• **Set task**
Please copy every line of the records below that holds the word "components".

• **Material to process**
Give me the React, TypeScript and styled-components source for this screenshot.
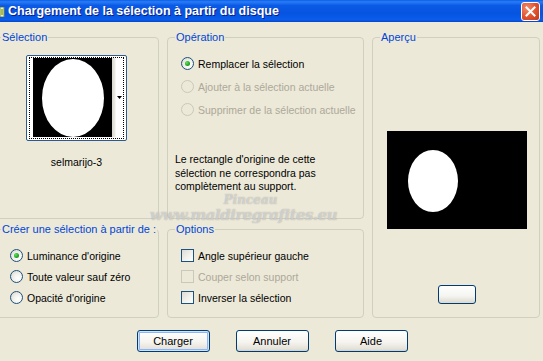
import styled, { createGlobalStyle } from "styled-components";

const GlobalStyle = createGlobalStyle`
  html, body {
    margin: 0;
    padding: 0;
    background: #ece9d8;
  }
  body {
    font-family: "Liberation Sans", Arial, sans-serif;
    font-size: 10.5px;
    color: #000;
    overflow: hidden;
  }
`;

export default function App() {
  return (
    <Window>
      <GlobalStyle />
      <TitleBar>
        <TitleIcon viewBox="0 0 5 10" width={5} height={10}>
          <rect x="0" y="0" width="4" height="10" fill="#f4f0c8" stroke="#7a8a3a" strokeWidth="1" />
          <rect x="1" y="2" width="2" height="6" fill="#9cc24a" />
        </TitleIcon>
        <Title>Chargement de la sélection à partir du disque</Title>
        <CloseButton>
          <svg width="11" height="11" viewBox="0 0 11 11">
            <path d="M1.5 1.5 L9.5 9.5 M9.5 1.5 L1.5 9.5" stroke="#fff" strokeWidth="2" strokeLinecap="square" />
          </svg>
        </CloseButton>
      </TitleBar>

      <Body>
        <Groups>
          <Group>
            <Legend>Sélection</Legend>
            <SelectionContent>
              <Thumb>
                <svg width="79" height="79" viewBox="0 0 79 79">
                  <rect width="79" height="79" fill="#000" />
                  <ellipse cx="40" cy="40" rx="31" ry="39" fill="#fff" />
                </svg>
                <ArrowCell>
                  <svg width="5" height="3" viewBox="0 0 5 3">
                    <path d="M0 0 H5 L2.5 3 Z" fill="#000" />
                  </svg>
                </ArrowCell>
              </Thumb>
              <ThumbName>selmarijo-3</ThumbName>
            </SelectionContent>
          </Group>

          <Group>
            <Legend>Opération</Legend>
            <OptionList $top={14} $left={13} $row={23}>
              <OptionRow>
                <Radio $checked />
                Remplacer la sélection
              </OptionRow>
              <OptionRow $disabled>
                <Radio $disabled />
                Ajouter à la sélection actuelle
              </OptionRow>
              <OptionRow $disabled>
                <Radio $disabled />
                Supprimer de la sélection actuelle
              </OptionRow>
            </OptionList>
            <Note>
              Le rectangle d'origine de cette
              <br />
              sélection ne correspondra pas
              <br />
              complètement au support.
            </Note>
          </Group>

          <PreviewGroup>
            <Legend>Aperçu</Legend>
            <PreviewContent>
              <svg width="140" height="98" viewBox="0 0 140 98">
                <rect width="140" height="98" fill="#000" />
                <ellipse cx="46" cy="50" rx="25" ry="31" fill="#fff" />
              </svg>
              <SmallButton />
            </PreviewContent>
          </PreviewGroup>

          <Group>
            <Legend>Créer une sélection à partir de :</Legend>
            <OptionList $top={15} $left={16} $row={21}>
              <OptionRow>
                <Radio $checked />
                Luminance d'origine
              </OptionRow>
              <OptionRow>
                <Radio />
                Toute valeur sauf zéro
              </OptionRow>
              <OptionRow>
                <Radio />
                Opacité d'origine
              </OptionRow>
            </OptionList>
          </Group>

          <Group>
            <Legend>Options</Legend>
            <OptionList $top={15} $left={13} $row={21}>
              <OptionRow>
                <Check />
                Angle supérieur gauche
              </OptionRow>
              <OptionRow $disabled>
                <Check $disabled />
                Couper selon support
              </OptionRow>
              <OptionRow>
                <Check />
                Inverser la sélection
              </OptionRow>
            </OptionList>
          </Group>
        </Groups>

        <Watermark>
          <span>Pinceau</span>
          <span>www.maldiregrafites.eu</span>
        </Watermark>

        <ButtonRow>
          <PushButton $default>Charger</PushButton>
          <PushButton>Annuler</PushButton>
          <PushButton>Aide</PushButton>
        </ButtonRow>
      </Body>
    </Window>
  );
}

const Window = styled.div`
  width: 543px;
  height: 361px;
  display: flex;
  flex-direction: column;
  background: #ece9d8;
  overflow: hidden;
`;

const TitleBar = styled.div`
  height: 22px;
  flex: none;
  display: flex;
  align-items: center;
  background: linear-gradient(
    to bottom,
    #0a5ee8 0%,
    #2a7cf5 8%,
    #0b5ae6 25%,
    #0654e0 60%,
    #0a5cec 90%,
    #0346c8 100%
  );
`;

const TitleIcon = styled.svg`
  flex: none;
  margin-top: 1px;
`;

const Title = styled.div`
  flex: 1;
  margin-left: 3px;
  font-family: "Liberation Sans", Arial, sans-serif;
  font-weight: bold;
  font-size: 12.5px;
  color: #fff;
  text-shadow: 1px 1px 0 #0a1e8c;
  white-space: nowrap;
`;

const CloseButton = styled.div`
  width: 17px;
  height: 17px;
  margin-right: 3px;
  display: flex;
  align-items: center;
  justify-content: center;
  border: 1px solid #fff;
  border-radius: 3px;
  background: radial-gradient(circle at 30% 30%, #f08a6a 0%, #e0502e 55%, #c4371a 100%);
`;

const Body = styled.div`
  position: relative;
  flex: 1;
  display: flex;
  flex-direction: column;
  padding-top: 15px;
`;

const Groups = styled.div`
  margin-left: -7px;
  display: grid;
  grid-template-columns: 166px 197px 168px;
  grid-template-rows: 182px 89px;
  column-gap: 8px;
  row-gap: 10px;
`;

const Group = styled.div`
  position: relative;
  border: 1px solid #d0d0bf;
  border-radius: 4px;
  box-sizing: border-box;
`;

const PreviewGroup = styled(Group)`
  grid-column: 3;
  grid-row: 1 / span 2;
`;

const Legend = styled.div`
  position: absolute;
  top: -8px;
  left: 7px;
  padding: 0 1px;
  line-height: 14px;
  font-size: 11px;
  background: #ece9d8;
  color: #0046d5;
  white-space: nowrap;
`;

const SelectionContent = styled.div`
  display: flex;
  flex-direction: column;
  align-items: center;
  padding-top: 17px;
  padding-left: 1px;
`;

const Thumb = styled.div`
  position: relative;
  width: 101px;
  height: 86px;
  box-sizing: border-box;
  display: flex;
  padding: 2px 0 0 6px;
  border: 1px solid #2b5a8e;
  border-radius: 2px;
  background: #fff;

  &::after {
    content: "";
    position: absolute;
    left: 2px;
    top: 1px;
    right: 2px;
    bottom: 1px;
    border: 1px dotted #000;
  }
`;

const ArrowCell = styled.div`
  flex: 1;
  height: 79px;
  display: flex;
  align-items: center;
  justify-content: flex-end;
  padding-right: 4px;
  background: linear-gradient(to right, #d8d8d0 0, #ecece6 3px, #fff 4px);
`;

const ThumbName = styled.div`
  margin-top: 15px;
  line-height: 13px;
`;

const OptionList = styled.div<{ $top: number; $left: number; $row: number }>`
  display: flex;
  flex-direction: column;
  padding-top: ${(p) => p.$top}px;
  padding-left: ${(p) => p.$left}px;

  & > div {
    height: ${(p) => p.$row}px;
  }
`;

const OptionRow = styled.div<{ $disabled?: boolean }>`
  display: flex;
  align-items: center;
  gap: 4px;
  white-space: nowrap;
  color: ${(p) => (p.$disabled ? "#aca899" : "#000")};
`;

const Radio = styled.span<{ $checked?: boolean; $disabled?: boolean }>`
  position: relative;
  flex: none;
  width: 13px;
  height: 13px;
  box-sizing: border-box;
  border-radius: 50%;
  border: 1px solid ${(p) => (p.$disabled ? "#cac8bb" : "#1c5180")};
  background: ${(p) =>
    p.$disabled
      ? "#ece9d8"
      : "radial-gradient(circle at 65% 65%, #ffffff 0%, #f4f3ee 40%, #d6d3c8 100%)"};

  &::after {
    content: "";
    display: ${(p) => (p.$checked ? "block" : "none")};
    position: absolute;
    left: 3px;
    top: 3px;
    width: 5px;
    height: 5px;
    border-radius: 50%;
    background: radial-gradient(circle at 35% 35%, #5fe35f 0%, #21a121 60%, #1a7d1a 100%);
  }
`;

const Check = styled.span<{ $disabled?: boolean }>`
  flex: none;
  width: 13px;
  height: 13px;
  box-sizing: border-box;
  border: 1px solid ${(p) => (p.$disabled ? "#cac8bb" : "#1c5180")};
  background: ${(p) =>
    p.$disabled
      ? "#ece9d8"
      : "linear-gradient(135deg, #dcdbd5 0%, #f0efea 50%, #ffffff 100%)"};
`;

const Note = styled.div`
  margin-top: 32px;
  padding-left: 7px;
  line-height: 13.5px;
`;

const PreviewContent = styled.div`
  display: flex;
  flex-direction: column;
  align-items: center;
  padding-top: 93px;
  padding-left: 1px;
`;

const SmallButton = styled.div`
  margin-top: 56px;
  width: 38px;
  height: 19px;
  box-sizing: border-box;
  border: 1px solid #003c74;
  border-radius: 3px;
  background: linear-gradient(to bottom, #ffffff 0%, #f4f4f0 60%, #dcd8cc 100%);
`;

const Watermark = styled.div`
  position: absolute;
  left: 150px;
  top: 172px;
  display: flex;
  flex-direction: column;
  align-items: center;
  pointer-events: none;
  font-family: "DejaVu Serif", serif;
  font-weight: bold;
  font-style: italic;
  color: rgba(255, 255, 255, 0.5);
  text-shadow: 0 0 1px rgba(100, 100, 100, 0.6);

  span:first-child {
    font-size: 12px;
    line-height: 12px;
    margin-left: 14px;
  }
  span:last-child {
    font-size: 15px;
    line-height: 18px;
    letter-spacing: -0.5px;
  }
`;

const ButtonRow = styled.div`
  display: flex;
  justify-content: center;
  gap: 26px;
  margin-top: 12px;
  padding-left: 1px;
`;

const PushButton = styled.div<{ $default?: boolean }>`
  width: 73px;
  height: 22px;
  box-sizing: border-box;
  display: flex;
  align-items: center;
  justify-content: center;
  font-size: 11px;
  border: 1px solid #003c74;
  border-radius: 3px;
  background: linear-gradient(to bottom, #ffffff 0%, #f5f4ef 55%, #e4e1d8 90%, #d6d0c5 100%);
  box-shadow: ${(p) =>
    p.$default ? "inset 0 0 0 1px #cde3ff, inset 0 0 0 2px #8fb4f0" : "none"};
  color: #000;
`;
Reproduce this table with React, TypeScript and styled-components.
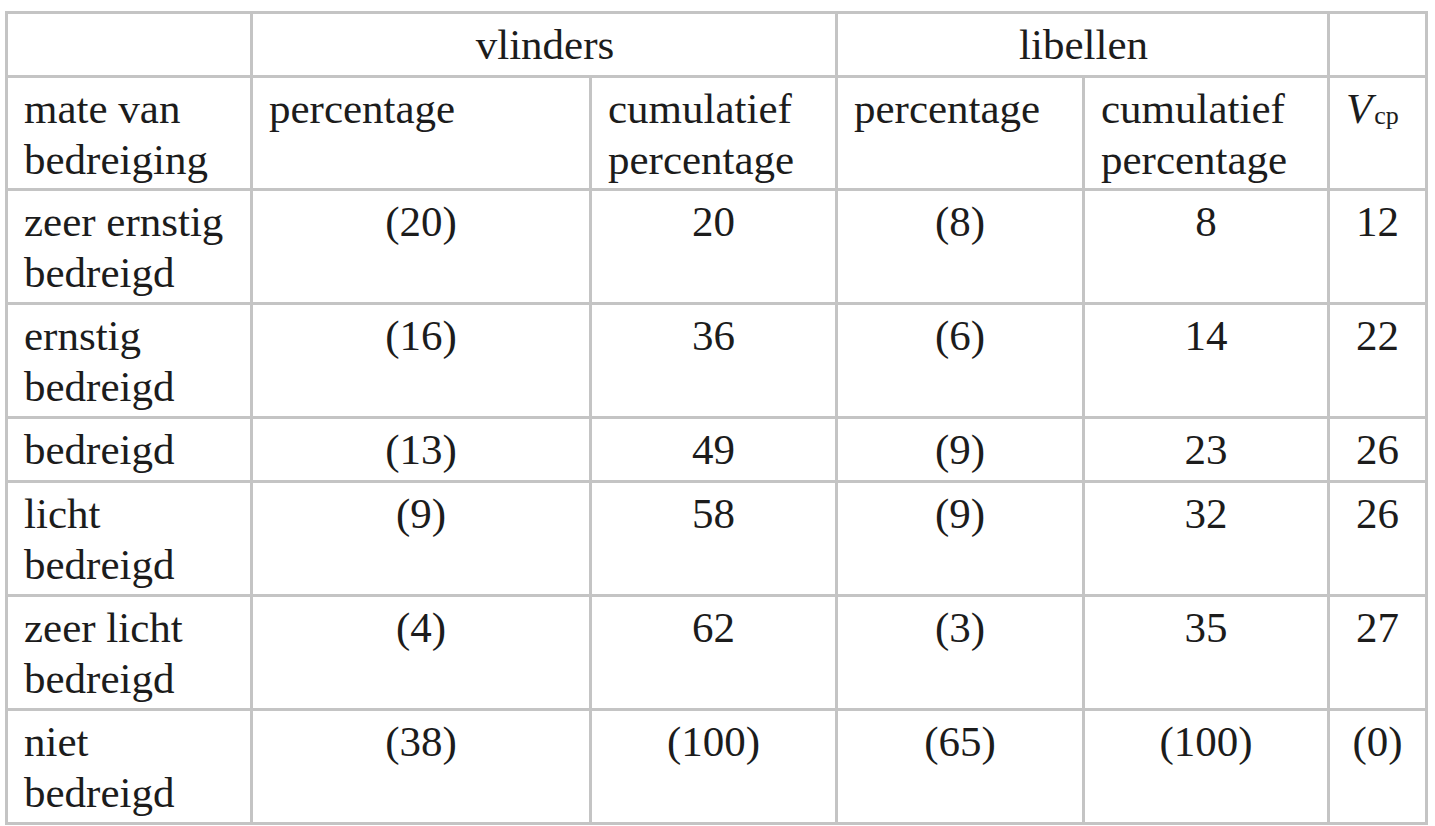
import { Fragment } from 'react'
import styled, { createGlobalStyle } from 'styled-components'

const GlobalStyle = createGlobalStyle`
  html, body {
    margin: 0;
    padding: 0;
    background: #ffffff;
  }
  body {
    font-family: "Liberation Serif", "Times New Roman", serif;
    color: #1c1c1c;
  }
`

const Page = styled.div`
  padding: 11px 0 0 5px;
`

// grey background shows through the 3px gaps as the table rules
const Table = styled.div`
  display: inline-grid;
  grid-template-columns: 242px 336px 243px 244px 242px 95px;
  grid-template-rows: 61px 110px 111px 111px 61px 111px 111px 111px;
  gap: 3px;
  padding: 3px;
  background: #c4c4c4;
`

const Cell = styled.div<{ $align?: 'left' | 'center'; $span?: number }>`
  background: #ffffff;
  font-size: 43px;
  line-height: 51px;
  padding: 5px 14px 0 16px;
  text-align: ${(p) => p.$align || 'left'};
  grid-column: ${(p) => (p.$span ? `span ${p.$span}` : 'auto')};
  white-space: nowrap;
`

const NumCell = styled(Cell)`
  padding-left: 0;
  padding-right: 0;
  text-align: center;
`

const Italic = styled.span`
  font-style: italic;
`

const Sub = styled.span`
  font-size: 26px;
  vertical-align: -1px;
  margin-left: 2px;
`

interface Row {
  label: string[]
  values: string[]
}

const rows: Row[] = [
  { label: ['zeer ernstig', 'bedreigd'], values: ['(20)', '20', '(8)', '8', '12'] },
  { label: ['ernstig', 'bedreigd'], values: ['(16)', '36', '(6)', '14', '22'] },
  { label: ['bedreigd'], values: ['(13)', '49', '(9)', '23', '26'] },
  { label: ['licht', 'bedreigd'], values: ['(9)', '58', '(9)', '32', '26'] },
  { label: ['zeer licht', 'bedreigd'], values: ['(4)', '62', '(3)', '35', '27'] },
  { label: ['niet', 'bedreigd'], values: ['(38)', '(100)', '(65)', '(100)', '(0)'] },
]

const Lines = ({ parts }: { parts: string[] }) => (
  <>
    {parts.map((p, i) => (
      <div key={i}>{p}</div>
    ))}
  </>
)

export default function App() {
  return (
    <Page>
      <GlobalStyle />
      <Table>
        <Cell />
        <Cell $span={2} $align="center">vlinders</Cell>
        <Cell $span={2} $align="center">libellen</Cell>
        <Cell />

        <Cell><Lines parts={['mate van', 'bedreiging']} /></Cell>
        <Cell>percentage</Cell>
        <Cell><Lines parts={['cumulatief', 'percentage']} /></Cell>
        <Cell>percentage</Cell>
        <Cell><Lines parts={['cumulatief', 'percentage']} /></Cell>
        <Cell>
          <Italic>V</Italic>
          <Sub>cp</Sub>
        </Cell>

        {rows.map((r) => (
          <Fragment key={r.label.join(' ')}>
            <Cell><Lines parts={r.label} /></Cell>
            {r.values.map((v, i) => (
              <NumCell key={i}>{v}</NumCell>
            ))}
          </Fragment>
        ))}
      </Table>
    </Page>
  )
}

• **Answer for this exercise**
Give me the React, TypeScript and styled-components source for this screenshot.
import styled, { createGlobalStyle } from "styled-components";
Reproduce this table with React, TypeScript and styled-components.
import styled, { createGlobalStyle } from 'styled-components'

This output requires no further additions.